Search the records for the word "this" and pick out every line that has it.

......

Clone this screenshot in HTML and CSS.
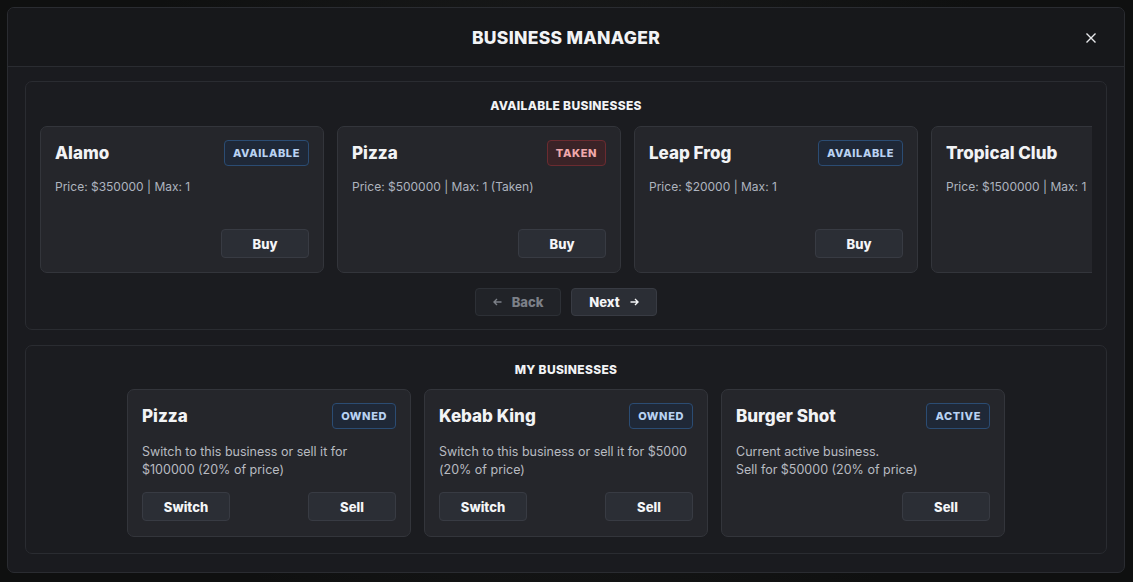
FILE: index.html
```html
<html>
<head>
<link rel="stylesheet" href="styles.css">
</head>
<body>
<div class="modal">
  <div class="modal-header">
    <div class="modal-title">BUSINESS MANAGER</div>
    <button class="close-btn">
      <svg width="12" height="12" viewBox="0 0 12 12"><path d="M1.5 1.5 L10.5 10.5 M10.5 1.5 L1.5 10.5" stroke="#e8e9ec" stroke-width="1.4" fill="none"/></svg>
    </button>
  </div>
  <div class="modal-body">
    <div class="section">
      <div class="section-title">AVAILABLE BUSINESSES</div>
      <div class="track">
        <div class="card">
          <div class="card-head">
            <div class="card-name">Alamo</div>
            <span class="badge">AVAILABLE</span>
          </div>
          <div class="card-text">Price: $350000 | Max: 1</div>
          <div class="card-actions"><button class="btn">Buy</button></div>
        </div>
        <div class="card">
          <div class="card-head">
            <div class="card-name">Pizza</div>
            <span class="badge taken">TAKEN</span>
          </div>
          <div class="card-text">Price: $500000 | Max: 1 (Taken)</div>
          <div class="card-actions"><button class="btn">Buy</button></div>
        </div>
        <div class="card">
          <div class="card-head">
            <div class="card-name">Leap Frog</div>
            <span class="badge">AVAILABLE</span>
          </div>
          <div class="card-text">Price: $20000 | Max: 1</div>
          <div class="card-actions"><button class="btn">Buy</button></div>
        </div>
        <!-- last card is cut by the track, only name and price show -->
        <div class="card">
          <div class="card-head">
            <div class="card-name">Tropical Club</div>
          </div>
          <div class="card-text">Price: $1500000 | Max: 1</div>
        </div>
      </div>
      <div class="pager">
        <button class="btn nav-btn disabled">
          <svg width="9" height="8" viewBox="0 0 9 8"><path d="M8.5 4 H1 M4 1 L1 4 L4 7" stroke="currentColor" stroke-width="1.4" fill="none"/></svg>
          Back
        </button>
        <button class="btn nav-btn">
          Next
          <svg width="9" height="8" viewBox="0 0 9 8"><path d="M0.5 4 H8 M5 1 L8 4 L5 7" stroke="currentColor" stroke-width="1.4" fill="none"/></svg>
        </button>
      </div>
    </div>

    <div class="section">
      <div class="section-title">MY BUSINESSES</div>
      <div class="owned">
        <div class="card">
          <div class="card-head">
            <div class="card-name">Pizza</div>
            <span class="badge">OWNED</span>
          </div>
          <div class="card-text desc">Switch to this business or sell it for $100000 (20% of price)</div>
          <div class="card-actions split"><button class="btn">Switch</button><button class="btn">Sell</button></div>
        </div>
        <div class="card">
          <div class="card-head">
            <div class="card-name">Kebab King</div>
            <span class="badge">OWNED</span>
          </div>
          <div class="card-text desc">Switch to this business or sell it for $5000 (20% of price)</div>
          <div class="card-actions split"><button class="btn">Switch</button><button class="btn">Sell</button></div>
        </div>
        <div class="card">
          <div class="card-head">
            <div class="card-name">Burger Shot</div>
            <span class="badge">ACTIVE</span>
          </div>
          <div class="card-text desc">Current active business.<br>Sell for $50000 (20% of price)</div>
          <div class="card-actions"><button class="btn">Sell</button></div>
        </div>
      </div>
    </div>
  </div>
</div>
</body>
</html>
```

FILE: styles.css
```css
* {
box-sizing: border-box;
}

body {
margin: 0;
padding: 7px;
height: 582px;
overflow: hidden;
background: radial-gradient(circle at 50% 40%, #1c1d1e 0%, #0f1010 70%);
font-family: Inter, "Noto Sans", sans-serif;
color: #f2f3f5;
}

.modal {
width: 1118px;
height: 566px;
background: #1a1b1f;
border: 1px solid #2a2c31;
border-radius: 7px;
overflow: hidden;
display: flex;
flex-direction: column;
}

.modal-header {
height: 59px;
flex-shrink: 0;
background: #17181b;
border-bottom: 1px solid #2a2c31;
display: flex;
align-items: center;
justify-content: center;
position: relative;
}

.modal-title {
font-size: 17.5px;
font-weight: 800;
letter-spacing: 0.3px;
}

.close-btn {
position: absolute;
right: 26px;
top: 23px;
width: 14px;
height: 14px;
padding: 0;
border: none;
background: none;
display: flex;
align-items: center;
justify-content: center;
}

.modal-body {
padding: 14px 17px 0;
display: flex;
flex-direction: column;
gap: 15px;
}

.section {
background: #1b1c20;
border: 1px solid #2a2c31;
border-radius: 7px;
padding: 16px 14px 13px;
}

.section-title {
text-align: center;
font-size: 12px;
font-weight: 800;
line-height: 16px;
letter-spacing: 0.3px;
margin-bottom: 12px;
}

.track {
display: flex;
gap: 13px;
overflow: hidden;
}

.owned {
display: flex;
gap: 13px;
justify-content: center;
margin-top: -1px;
padding-bottom: 3px;
}

.card {
width: 284px;
height: 147px;
flex-shrink: 0;
background: #25262b;
border: 1px solid #33353b;
border-radius: 7px;
padding: 14px;
display: flex;
flex-direction: column;
}

.owned .card {
height: 148px;
padding-bottom: 15px;
}

.card-head {
display: flex;
align-items: center;
justify-content: space-between;
height: 24px;
}

.card-name {
font-size: 17px;
font-weight: 800;
}

.badge {
height: 26px;
padding: 0 8px;
display: flex;
align-items: center;
font-size: 11px;
font-weight: 800;
letter-spacing: 0.6px;
color: #b9d2f2;
background: #1f2837;
border: 1px solid #2b4c73;
border-radius: 4px;
}

.badge.taken {
color: #f0a9ac;
background: #3a2327;
border-color: #6b2b30;
}

.card-text {
margin-top: 13px;
font-size: 12px;
line-height: 18px;
color: #aeb4bf;
}

.card-text.desc {
margin-top: 15px;
font-size: 12.5px;
color: #b8bbc1;
}

.card-actions {
margin-top: auto;
display: flex;
justify-content: flex-end;
}

.card-actions.split {
justify-content: space-between;
}

.btn {
width: 88px;
height: 29px;
background: #2b2e35;
border: 1px solid #383b43;
border-radius: 4px;
color: #f4f5f7;
font-family: inherit;
font-size: 13px;
font-weight: 800;
display: flex;
align-items: center;
justify-content: center;
gap: 10px;
padding: 0;
}

.pager {
margin-top: 15px;
display: flex;
justify-content: center;
gap: 10px;
}

.nav-btn {
width: 86px;
height: 28px;
}

.nav-btn.disabled {
background: #212328;
border-color: #2d3036;
color: #7c8088;
}
```
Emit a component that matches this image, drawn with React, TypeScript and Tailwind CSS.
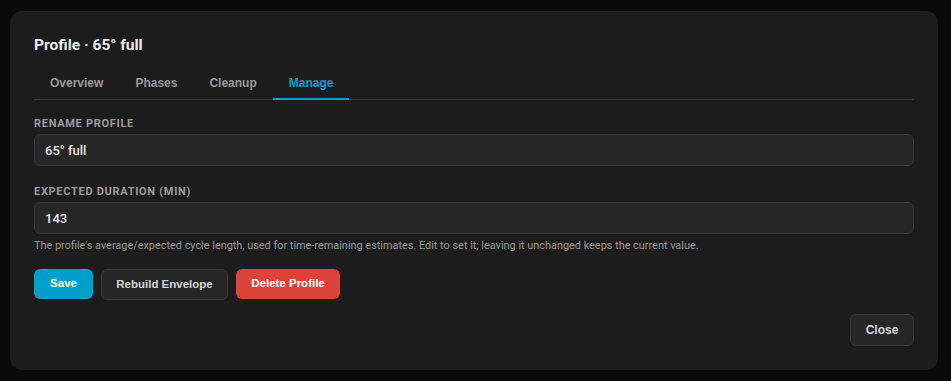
import { useState } from 'react'

const tabs = ['Overview', 'Phases', 'Cleanup', 'Manage']

export default function App() {
  const [active, setActive] = useState('Manage')
  const [name, setName] = useState('65° full')
  const [duration, setDuration] = useState('143')

  return (
    <div className="min-h-screen bg-[#0a0a0a] pt-[11px] pl-[10px] pr-[13px] font-['Roboto',sans-serif]">
      <div className="w-[928px] rounded-xl bg-[#1c1c1c] px-6 pt-6 pb-6">
        <h1 className="text-[15.5px] font-bold leading-[20px] text-[#ececec]">Profile · 65° full</h1>

        {/* Tabs */}
        <div className="mt-[18px] flex border-b border-[#3a3a3a] font-['Liberation_Sans',Arial,sans-serif]">
          {tabs.map((t) => (
            <button
              key={t}
              onClick={() => setActive(t)}
              className={
                t === active
                  ? "-mb-px border-b-2 border-[#0ba0cc] px-4 pt-[1px] pb-[6px] text-[12px] font-bold text-[#0ba0cc]"
                  : "-mb-px border-b-2 border-transparent px-4 pt-[1px] pb-[6px] text-[12px] font-bold text-[#9a9a9a]"
              }
            >
              {t}
            </button>
          ))}
        </div>

        {/* Rename */}
        <label className="mt-[17px] block text-[11px] font-bold uppercase leading-[14px] tracking-[0.7px] text-[#9c9c9c]">
          Rename Profile
        </label>
        <input
          value={name}
          onChange={(e) => setName(e.target.value)}
          className="mt-[3px] block h-[32px] w-full rounded-md border border-[#383838] bg-[#262626] px-[10px] text-[13px] font-medium text-[#e8e8e8] outline-none"
        />

        {/* Duration */}
        <label className="mt-[19px] block text-[11px] font-bold uppercase leading-[14px] tracking-[0.7px] text-[#9c9c9c]">
          Expected Duration (min)
        </label>
        <input
          value={duration}
          onChange={(e) => setDuration(e.target.value)}
          className="mt-[3px] block h-[32px] w-full rounded-md border border-[#383838] bg-[#262626] px-[10px] text-[13px] font-medium text-[#e8e8e8] outline-none"
        />
        <p className="mt-[5px] text-[10.9px] leading-[14px] text-[#9a9a9a]">
          The profile's average/expected cycle length, used for time-remaining estimates. Edit to set it; leaving it unchanged keeps the current value.
        </p>

        {/* Actions */}
        <div className="mt-[16px] flex gap-2 font-['Liberation_Sans',Arial,sans-serif]">
          <button className="h-[30px] w-[59px] rounded-md bg-[#009fcc] text-[11.5px] font-bold text-white">Save</button>
          <button className="h-[31px] w-[127px] rounded-md border border-[#3a3a3a] bg-[#262626] text-[11.5px] font-bold text-[#d6d6d6]">
            Rebuild Envelope
          </button>
          <button className="h-[30px] w-[104px] rounded-md bg-[#dc443a] text-[11.5px] font-bold text-white">Delete Profile</button>
        </div>

        <div className="mt-[14px] flex justify-end font-['Liberation_Sans',Arial,sans-serif]">
          <button className="h-[32px] w-[64px] rounded-md border border-[#3a3a3a] bg-[#262626] text-[12px] font-bold text-[#d8d8d8]">
            Close
          </button>
        </div>
      </div>
    </div>
  )
}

......

__EXERCISE RESPONSE__:
Clone this screenshot in HTML and CSS.
          <div class="card-text desc">Switch to this business or sell it for $100000 (20% of price)</div>
          <div class="card-text desc">Switch to this business or sell it for $5000 (20% of price)</div>
Emit a component that matches this image, drawn with React, TypeScript and Tailwind CSS.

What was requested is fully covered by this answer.